Saving gives you stability. You build a cushion for emergencies or planned purchases. If your boiler breaks or you need to book a last-minute train, that accessible pot does exactly what you need it to.

Building wealth is a long-term strategy. Instead of sitting still, your money grows over time through investments such as stocks, bonds, or property. You need to accept that values will rise and fall along the way. Where saving focuses on preservation, wealth-building focuses on growth.

Think of it this way: £10,000 in a typical savings account may earn modest interest each year, but that return often struggles to keep pace with inflation. Invested thoughtfully, that same amount has the potential to grow more meaningfully over a decade or two. 

When saving alone isn’t enough.

Saving works well for short-term goals, but inflation reduces the purchasing power of your money, even when your balance increases. What feels like steady progress can, in real terms, stand still.

Relying solely on saving can also delay major life goals. House deposits, retirement income, and large family expenses often outpace what cash savings alone can comfortably support. That’s where a more balanced approach becomes necessary.

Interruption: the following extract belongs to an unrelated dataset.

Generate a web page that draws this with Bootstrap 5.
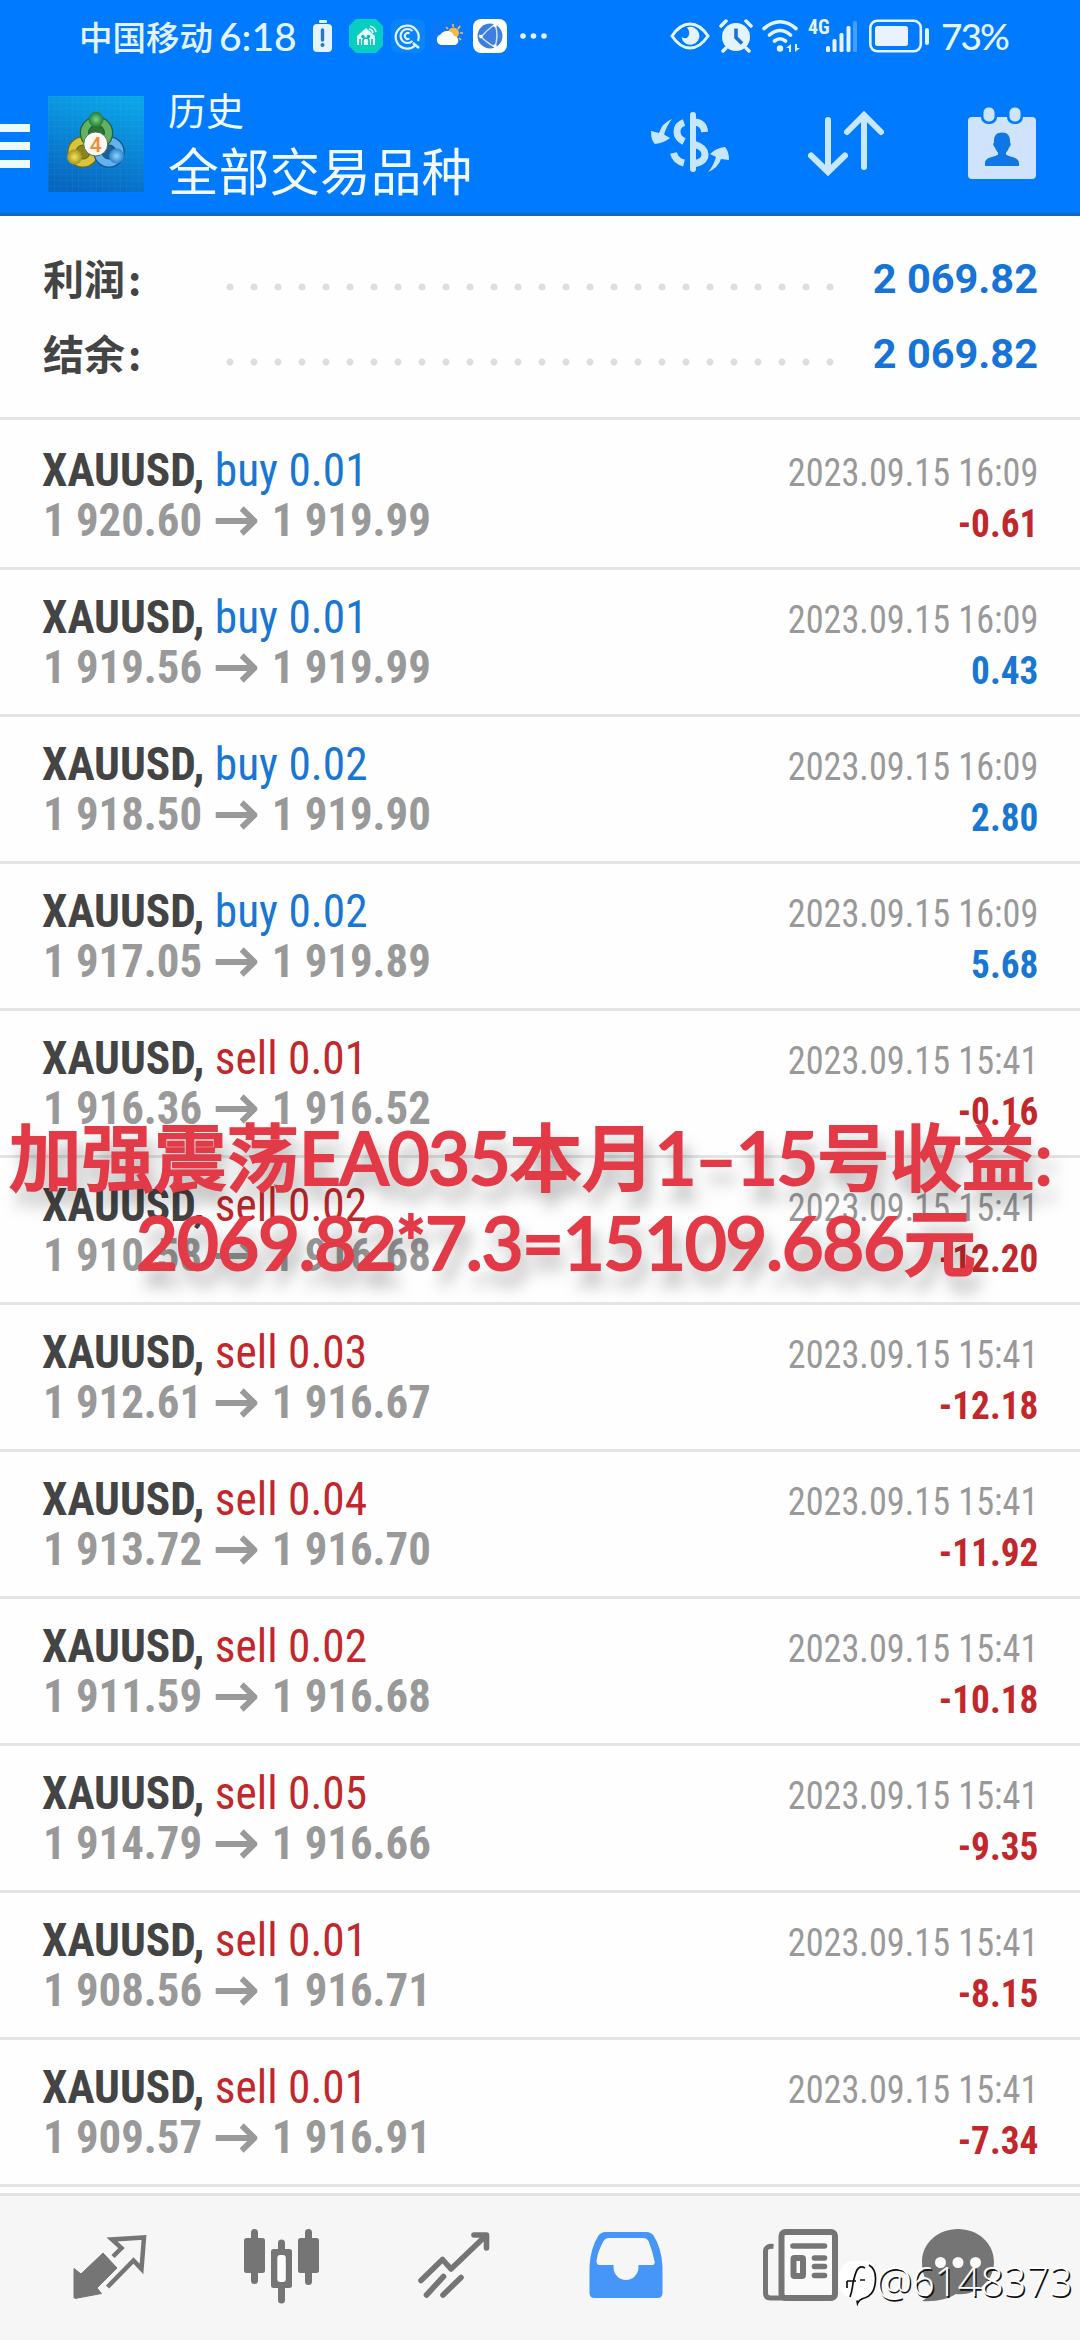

Building wealth through structured planning

Wealth rarely builds by accident. You need a clear plan that links your goals, timeline, and tolerance for risk. Start by defining your goals, including retirement plans, financial independence, or funding your children’s education.

From there, you can begin to allocate money intentionally. Regular investing, often through monthly contributions, smooths out market ups and downs over time. A diversified portfolio, spreading your money across different assets, helps reduce reliance on any single outcome.

Open an investment account that suits your goals and tax situation. This is where thoughtful wealth management becomes valuable. A structured approach helps you track performance, adjust when life changes, and avoid reactive decisions during market dips. 

Managing risk and expectations

Building wealth involves risk, but not all risk is reckless. Markets fluctuate, and you will see periods where your investments lose value. Understanding this from the outset helps you stay calm when it happens.

You manage risk by spreading investments, choosing appropriate time horizons, and avoiding emotional decisions. Someone investing for 25 years can usually afford to take more risk than someone planning to withdraw funds in five.

It also helps to set realistic expectations. A steady 4–6% annual return over the long term often proves more reliable than chasing higher, unpredictable gains. 

Taking a long-term view

Time plays the most important role in building wealth. The earlier you start, the more you benefit from compounding, where your returns begin to generate returns of their own. Even small, consistent contributions can grow into meaningful sums over decades.

Saving and wealth-building both have a place in your financial life. Savings give you resilience, while investments create momentum. When you combine the two with intention, you move from simply holding money to shaping what it can do for you over time.